Semantic search is great for "where does payment retry live?" Grep is great for literal strings. Structural search is for the questions in between — find this code shape, regardless of formatting or naming — and for symbols:

  • Symbol definitions and references with wildcard support — "where is handle_* defined, and who calls it?"
  • Smart and relaxed matching strategies. Like the structural grep improvements in 0.15.0, it recovers when the requested node kind is wrong for the language instead of returning nothing.
  • Metavariable constraints — narrow matches with regex and relational filters, not just raw patterns.
  • Breadcrumb tracking so each match tells you which class/function/module it's nested in, across languages (Swift included).
  • Pagination and request caching so an agent can page through large result sets without re-running the whole scan.

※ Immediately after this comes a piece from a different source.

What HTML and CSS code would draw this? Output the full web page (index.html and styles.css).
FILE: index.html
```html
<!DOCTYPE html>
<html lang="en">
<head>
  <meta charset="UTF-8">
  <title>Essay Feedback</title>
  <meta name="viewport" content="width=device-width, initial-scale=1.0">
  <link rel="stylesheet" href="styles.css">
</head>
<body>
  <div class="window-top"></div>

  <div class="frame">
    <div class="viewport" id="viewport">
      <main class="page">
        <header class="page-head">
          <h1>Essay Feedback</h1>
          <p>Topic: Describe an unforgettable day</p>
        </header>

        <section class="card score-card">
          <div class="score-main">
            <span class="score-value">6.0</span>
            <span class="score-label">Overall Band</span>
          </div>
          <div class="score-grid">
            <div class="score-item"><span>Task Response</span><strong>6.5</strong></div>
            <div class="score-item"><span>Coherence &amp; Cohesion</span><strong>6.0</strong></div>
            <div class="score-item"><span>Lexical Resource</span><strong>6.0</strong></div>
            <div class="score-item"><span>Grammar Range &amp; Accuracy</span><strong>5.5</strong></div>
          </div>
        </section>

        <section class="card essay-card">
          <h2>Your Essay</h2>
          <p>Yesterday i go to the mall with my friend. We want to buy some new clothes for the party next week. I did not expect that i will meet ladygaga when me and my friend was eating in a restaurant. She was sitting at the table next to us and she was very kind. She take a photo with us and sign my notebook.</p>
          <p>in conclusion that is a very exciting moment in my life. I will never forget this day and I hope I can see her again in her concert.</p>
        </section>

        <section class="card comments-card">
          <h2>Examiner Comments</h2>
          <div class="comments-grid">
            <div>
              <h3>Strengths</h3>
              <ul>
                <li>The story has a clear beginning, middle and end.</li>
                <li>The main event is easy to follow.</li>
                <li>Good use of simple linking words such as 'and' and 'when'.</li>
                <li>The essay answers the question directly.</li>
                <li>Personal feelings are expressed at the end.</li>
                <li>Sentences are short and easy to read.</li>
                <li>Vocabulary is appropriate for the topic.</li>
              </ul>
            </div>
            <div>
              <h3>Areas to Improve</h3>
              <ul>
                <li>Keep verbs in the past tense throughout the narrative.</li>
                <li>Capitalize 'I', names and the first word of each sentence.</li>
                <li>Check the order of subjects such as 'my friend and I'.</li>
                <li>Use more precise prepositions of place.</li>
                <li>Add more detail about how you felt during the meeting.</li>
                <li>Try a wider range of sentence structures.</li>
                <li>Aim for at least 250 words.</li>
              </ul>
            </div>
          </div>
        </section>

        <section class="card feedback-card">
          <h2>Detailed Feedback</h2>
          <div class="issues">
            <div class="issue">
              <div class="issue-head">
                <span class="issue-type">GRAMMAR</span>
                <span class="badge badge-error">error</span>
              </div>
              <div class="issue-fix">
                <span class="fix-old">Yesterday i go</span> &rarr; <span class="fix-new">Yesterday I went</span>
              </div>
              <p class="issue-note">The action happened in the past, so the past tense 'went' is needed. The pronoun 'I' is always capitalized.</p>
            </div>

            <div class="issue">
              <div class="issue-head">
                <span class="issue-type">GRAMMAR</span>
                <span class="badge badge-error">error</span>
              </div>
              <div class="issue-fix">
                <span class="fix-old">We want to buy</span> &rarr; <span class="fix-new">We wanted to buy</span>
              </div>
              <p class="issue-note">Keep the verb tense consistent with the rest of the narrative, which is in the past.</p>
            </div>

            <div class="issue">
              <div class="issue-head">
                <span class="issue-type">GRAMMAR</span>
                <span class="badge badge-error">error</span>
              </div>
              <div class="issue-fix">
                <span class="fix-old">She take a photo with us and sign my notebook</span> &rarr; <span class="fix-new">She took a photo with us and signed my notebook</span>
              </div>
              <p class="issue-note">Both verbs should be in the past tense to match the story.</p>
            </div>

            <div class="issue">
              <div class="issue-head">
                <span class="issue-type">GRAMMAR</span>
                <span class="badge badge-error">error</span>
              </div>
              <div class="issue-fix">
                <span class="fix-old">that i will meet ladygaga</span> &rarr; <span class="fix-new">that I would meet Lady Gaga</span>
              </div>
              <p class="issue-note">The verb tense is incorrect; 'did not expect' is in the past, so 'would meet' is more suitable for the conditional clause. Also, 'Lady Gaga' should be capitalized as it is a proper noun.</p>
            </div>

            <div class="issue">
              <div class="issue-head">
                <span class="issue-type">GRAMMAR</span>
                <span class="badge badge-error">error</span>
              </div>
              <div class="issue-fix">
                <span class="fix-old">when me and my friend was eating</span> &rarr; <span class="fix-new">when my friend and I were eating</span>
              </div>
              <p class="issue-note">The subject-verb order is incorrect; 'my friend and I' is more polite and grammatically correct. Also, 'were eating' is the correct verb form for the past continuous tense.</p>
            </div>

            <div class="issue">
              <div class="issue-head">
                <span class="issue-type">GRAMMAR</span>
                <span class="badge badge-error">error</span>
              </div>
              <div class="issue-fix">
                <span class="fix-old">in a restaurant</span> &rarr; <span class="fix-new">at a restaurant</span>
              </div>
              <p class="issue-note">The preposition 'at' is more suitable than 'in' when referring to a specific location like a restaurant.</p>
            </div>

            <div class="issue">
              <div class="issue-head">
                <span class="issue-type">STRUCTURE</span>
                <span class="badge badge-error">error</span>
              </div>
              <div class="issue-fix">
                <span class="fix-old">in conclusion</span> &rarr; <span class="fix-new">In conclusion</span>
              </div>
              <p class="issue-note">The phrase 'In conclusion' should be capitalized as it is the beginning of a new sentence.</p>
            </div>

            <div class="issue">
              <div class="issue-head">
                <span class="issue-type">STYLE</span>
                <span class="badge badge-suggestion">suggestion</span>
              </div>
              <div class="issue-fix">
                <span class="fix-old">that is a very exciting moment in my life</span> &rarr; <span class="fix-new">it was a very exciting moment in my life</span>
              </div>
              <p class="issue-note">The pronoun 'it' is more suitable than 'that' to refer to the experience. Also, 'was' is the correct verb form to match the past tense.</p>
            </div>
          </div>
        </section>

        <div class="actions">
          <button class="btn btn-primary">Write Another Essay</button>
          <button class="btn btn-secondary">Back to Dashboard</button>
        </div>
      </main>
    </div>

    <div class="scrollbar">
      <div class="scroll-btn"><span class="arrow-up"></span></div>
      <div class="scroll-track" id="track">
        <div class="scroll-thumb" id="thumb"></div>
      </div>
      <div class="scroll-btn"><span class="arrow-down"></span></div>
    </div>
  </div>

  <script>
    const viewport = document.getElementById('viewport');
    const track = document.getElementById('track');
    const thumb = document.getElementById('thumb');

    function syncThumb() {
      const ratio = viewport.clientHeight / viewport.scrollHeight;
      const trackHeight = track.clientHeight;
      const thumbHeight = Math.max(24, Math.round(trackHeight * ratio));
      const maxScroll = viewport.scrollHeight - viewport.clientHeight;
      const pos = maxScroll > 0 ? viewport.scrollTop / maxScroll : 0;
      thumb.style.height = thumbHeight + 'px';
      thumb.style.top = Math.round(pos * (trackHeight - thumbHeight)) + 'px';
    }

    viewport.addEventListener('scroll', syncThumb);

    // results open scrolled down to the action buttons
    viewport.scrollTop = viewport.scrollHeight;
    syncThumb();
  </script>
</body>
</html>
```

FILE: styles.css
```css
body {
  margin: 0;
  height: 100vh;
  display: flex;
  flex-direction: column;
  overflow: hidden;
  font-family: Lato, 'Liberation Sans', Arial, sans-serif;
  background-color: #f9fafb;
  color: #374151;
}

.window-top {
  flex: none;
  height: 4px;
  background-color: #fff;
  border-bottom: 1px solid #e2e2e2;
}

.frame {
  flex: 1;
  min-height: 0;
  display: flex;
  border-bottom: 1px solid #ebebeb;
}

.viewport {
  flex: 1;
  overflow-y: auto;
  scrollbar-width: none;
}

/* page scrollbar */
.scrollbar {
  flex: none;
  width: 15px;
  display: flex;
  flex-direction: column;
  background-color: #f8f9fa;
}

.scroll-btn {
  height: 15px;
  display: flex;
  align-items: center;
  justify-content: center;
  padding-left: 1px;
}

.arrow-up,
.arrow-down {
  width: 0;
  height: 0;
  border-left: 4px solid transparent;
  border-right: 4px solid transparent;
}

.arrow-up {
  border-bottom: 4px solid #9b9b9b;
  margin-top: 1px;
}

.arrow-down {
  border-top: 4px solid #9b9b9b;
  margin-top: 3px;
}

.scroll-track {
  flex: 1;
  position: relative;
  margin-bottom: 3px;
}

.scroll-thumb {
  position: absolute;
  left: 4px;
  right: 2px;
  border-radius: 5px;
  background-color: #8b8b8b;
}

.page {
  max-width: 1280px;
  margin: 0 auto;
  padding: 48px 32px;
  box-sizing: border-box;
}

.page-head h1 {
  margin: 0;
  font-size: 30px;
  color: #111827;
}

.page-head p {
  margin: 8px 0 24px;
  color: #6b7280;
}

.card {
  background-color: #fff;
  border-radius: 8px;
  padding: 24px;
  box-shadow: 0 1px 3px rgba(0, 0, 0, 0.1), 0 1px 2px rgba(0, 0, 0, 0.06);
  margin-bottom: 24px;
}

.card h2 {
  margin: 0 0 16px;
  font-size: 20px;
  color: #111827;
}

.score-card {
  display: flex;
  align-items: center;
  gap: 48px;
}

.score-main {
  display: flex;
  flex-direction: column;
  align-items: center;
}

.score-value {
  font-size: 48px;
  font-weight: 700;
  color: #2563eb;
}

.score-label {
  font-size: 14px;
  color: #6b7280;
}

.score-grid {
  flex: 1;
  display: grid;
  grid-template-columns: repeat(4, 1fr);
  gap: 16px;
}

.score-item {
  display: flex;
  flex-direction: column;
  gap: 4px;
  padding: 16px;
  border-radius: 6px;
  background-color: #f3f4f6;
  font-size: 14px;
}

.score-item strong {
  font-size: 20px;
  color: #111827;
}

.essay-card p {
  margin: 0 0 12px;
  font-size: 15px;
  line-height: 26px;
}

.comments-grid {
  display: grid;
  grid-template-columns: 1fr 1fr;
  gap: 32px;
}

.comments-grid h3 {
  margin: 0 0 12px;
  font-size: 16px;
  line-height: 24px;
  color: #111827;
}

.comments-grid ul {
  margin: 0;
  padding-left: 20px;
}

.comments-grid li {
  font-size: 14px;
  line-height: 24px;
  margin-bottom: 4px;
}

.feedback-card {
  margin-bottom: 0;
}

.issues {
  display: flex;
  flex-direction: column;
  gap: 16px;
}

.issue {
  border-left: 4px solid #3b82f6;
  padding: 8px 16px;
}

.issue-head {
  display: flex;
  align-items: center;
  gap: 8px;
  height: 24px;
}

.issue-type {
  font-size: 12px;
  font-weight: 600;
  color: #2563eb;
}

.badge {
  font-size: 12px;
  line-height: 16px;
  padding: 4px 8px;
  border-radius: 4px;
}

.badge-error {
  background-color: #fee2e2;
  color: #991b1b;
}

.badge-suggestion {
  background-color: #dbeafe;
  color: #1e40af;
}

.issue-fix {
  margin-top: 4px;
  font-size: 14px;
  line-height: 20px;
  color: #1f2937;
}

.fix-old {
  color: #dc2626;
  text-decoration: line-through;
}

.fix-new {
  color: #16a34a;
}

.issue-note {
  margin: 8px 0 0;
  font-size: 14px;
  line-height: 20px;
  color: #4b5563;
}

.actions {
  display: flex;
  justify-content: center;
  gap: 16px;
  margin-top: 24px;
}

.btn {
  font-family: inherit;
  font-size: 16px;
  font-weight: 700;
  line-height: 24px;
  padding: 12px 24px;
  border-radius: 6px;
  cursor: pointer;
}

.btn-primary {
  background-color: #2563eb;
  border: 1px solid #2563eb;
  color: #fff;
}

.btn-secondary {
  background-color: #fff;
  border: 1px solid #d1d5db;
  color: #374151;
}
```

Under the hood it walks the tree gitignore-aware and in parallel, with literal-token prefiltering and a lexical fallback when the AST path comes up empty — fast on big repos, and it doesn't silently miss matches. For an AI agent, that's a precise, navigable way to find exact code structures and trace symbols.


Everything Else

view_signatures takes a single file as a string. Agents (and humans) can pass one file as a plain string instead of wrapping it in a single-element array. Less friction for the most common case.

Tool definitions are no longer hardcoded. The MCP server's tool list is generated rather than maintained by hand, which keeps the schema and the implementation from drifting apart.

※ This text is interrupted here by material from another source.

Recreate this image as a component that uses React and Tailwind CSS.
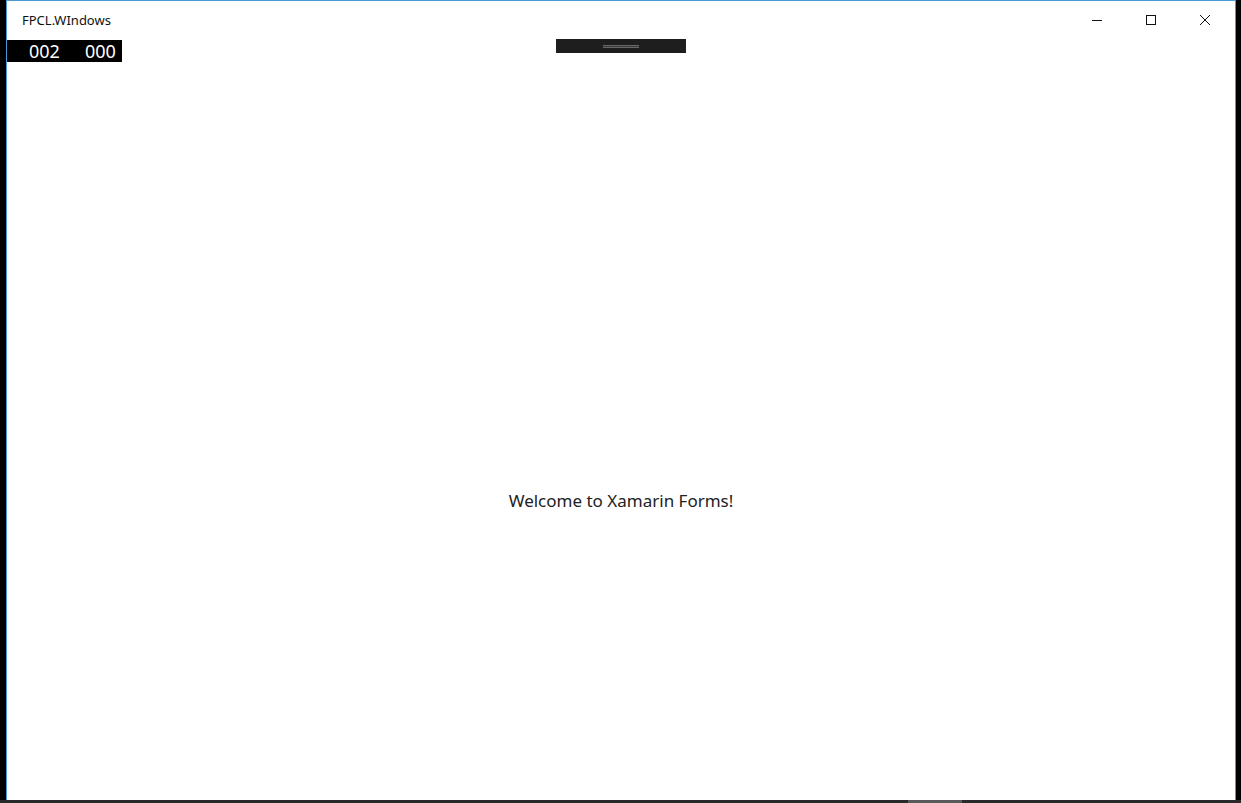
import React from 'react';

const font = { fontFamily: '"Noto Sans", "Open Sans", sans-serif' };

const WindowControls = () => (
  <div className="flex h-[37px] items-center">
    <button className="flex h-[37px] w-[54px] items-center justify-center">
      <svg width="12" height="12" viewBox="0 0 12 12">
        <path d="M1 6.5h10" stroke="#111" strokeWidth="1" />
      </svg>
    </button>
    <button className="flex h-[37px] w-[54px] items-center justify-center">
      <svg width="12" height="12" viewBox="0 0 12 12">
        <rect x="1.5" y="1.5" width="9" height="9" fill="none" stroke="#111" strokeWidth="1" />
      </svg>
    </button>
    <button className="flex h-[37px] w-[54px] items-center justify-center">
      <svg width="12" height="12" viewBox="0 0 12 12">
        <path d="M1 1l10 10M11 1L1 11" stroke="#111" strokeWidth="1" />
      </svg>
    </button>
  </div>
);

export default function App() {
  return (
    <div className="flex h-[803px] w-[1241px] flex-col bg-black" style={font}>
      <div className="flex h-[800px] w-[1230px] ml-[6px] flex-col border-l border-r border-t border-[#4a9ad8] bg-white">
        {/* title bar */}
        <div className="flex h-[37px] items-center justify-between">
          <span className="pl-[15px] pt-[3px] text-[13px] text-[#111]">FPCL.WIndows</span>
          <div className="pr-[3px]">
            <WindowControls />
          </div>
        </div>

        {/* top strip: counter + drag handle */}
        <div className="relative h-[24px]">
          <div className="absolute left-0 top-[2px] flex h-[22px] w-[115px] items-center bg-black text-[18px] leading-none text-white">
            <span className="pl-[22px]">002</span>
            <span className="pl-[25px]">000</span>
          </div>
          <div className="absolute left-[549px] top-[1px] flex h-[14px] w-[130px] items-center justify-center bg-[#1e1e1e]">
            <div className="h-[3px] w-[36px] border-y border-[#666] bg-[#3a3a3a]" />
          </div>
        </div>

        <div className="flex flex-1 items-start justify-center pt-[426px]">
          <span className="text-[17px] text-[#222]">Welcome to Xamarin Forms!</span>
        </div>
      </div>
      <div className="flex h-[3px] w-full bg-[#2a2a2a]">
        <div className="ml-[908px] h-full w-[54px] bg-[#5a5a5a]" />
      </div>
    </div>
  );
}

Dependency and CI cleanup. Rust dependencies bumped, the release pipeline migrated to shared reusable workflows. No behavior change — just a tidier, more reliable build.


Upgrade

# Homebrew
brew upgrade muvon/tap/octocode

# Universal installer
curl -fsSL https://raw.githubusercontent.com/Muvon/octocode/master/install.sh | sh

# Cargo
cargo install octocode --version 0.17.1

If you're happy with fastembed, there's nothing to do — your config and index keep working. To switch to your own embedding server:

  1. Start a server that speaks the OpenAI embeddings API (e.g. ollama serve) and load a model.
  2. Set code_model / text_model to local:<model> in config.toml. Point LOCAL_EMBED_API_URL at the server if it isn't on Ollama's default port.
  3. Re-index — the vectors change with the model: octocode clear && octocode index.

Want your MCP server to keep indexing in the background like older versions did? Set mcp_index = true. Otherwise the read-only default takes over — index from the CLI or CI, and let the server serve.


Octocode is open source (Apache 2.0) at github.com/Muvon/octocode. It's the code-search engine behind Octomind — and now you can run every embedding it generates on hardware you control, with whatever model you choose.